Silva, F. D., Zhang, K., Pinson, A., Fatti, E., Wilsch-Bräuninger, M., Herbst, J., et al. (2021). Mitotic WNT signalling orchestrates neurogenesis in the developing neocortex. EMBO journal, The, 40(19): e108041. doi:10.15252/embj.2021108041.


Cite as: https://hdl.handle.net/21.11116/0000-000A-0B99-E
Abstract
The role of WNT/β-catenin signalling in mouse neocortex development remains ambiguous. Most studies demonstrate that WNT/β-catenin regulates progenitor self-renewal but others suggest it can also promote differentiation. Here we explore the role of WNT/STOP signalling, which stabilizes proteins during G2/M by inhibiting glycogen synthase kinase (GSK3)-mediated protein degradation.
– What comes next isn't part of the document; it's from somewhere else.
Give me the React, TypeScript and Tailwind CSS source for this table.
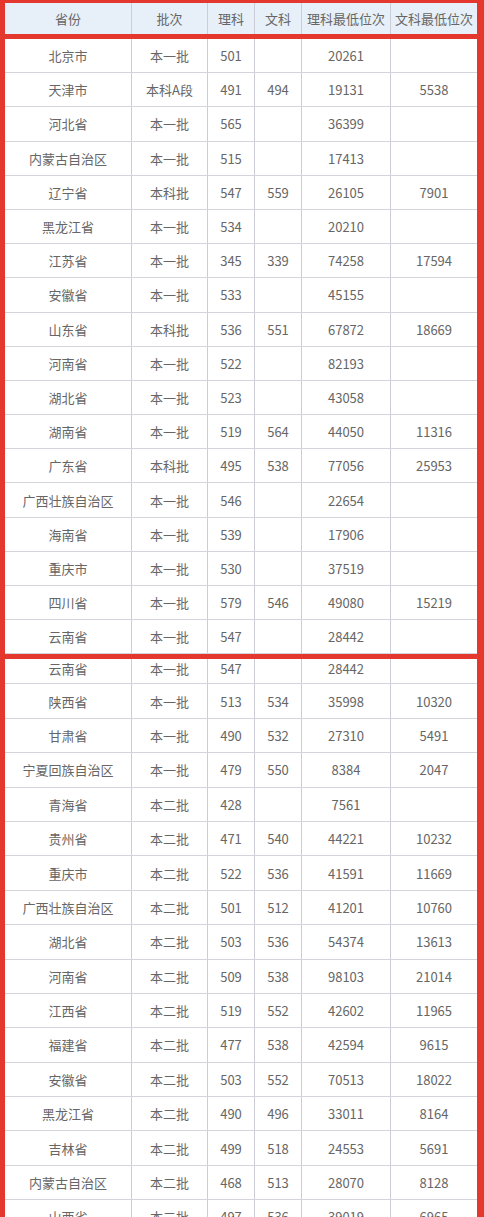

We show that mice mutant for cyclin Y and cyclin Y-like 1 (Ccny/l1), key regulators of WNT/STOP signalling, display reduced neurogenesis in the developing neocortex. Specifically, basal progenitors, which exhibit delayed cell cycle progression, were drastically decreased. Ccny/l1-deficient apical progenitors show reduced asymmetric division due to an increase in apical-basal astral microtubules. We identify the neurogenic transcription factors Sox4 and Sox11 as direct GSK3 targets that are stabilized by WNT/STOP signalling in basal progenitors during mitosis and that promote neuron generation. Our work reveals that WNT/STOP signalling drives cortical neurogenesis and identifies mitosis as a critical phase for neural progenitor fate.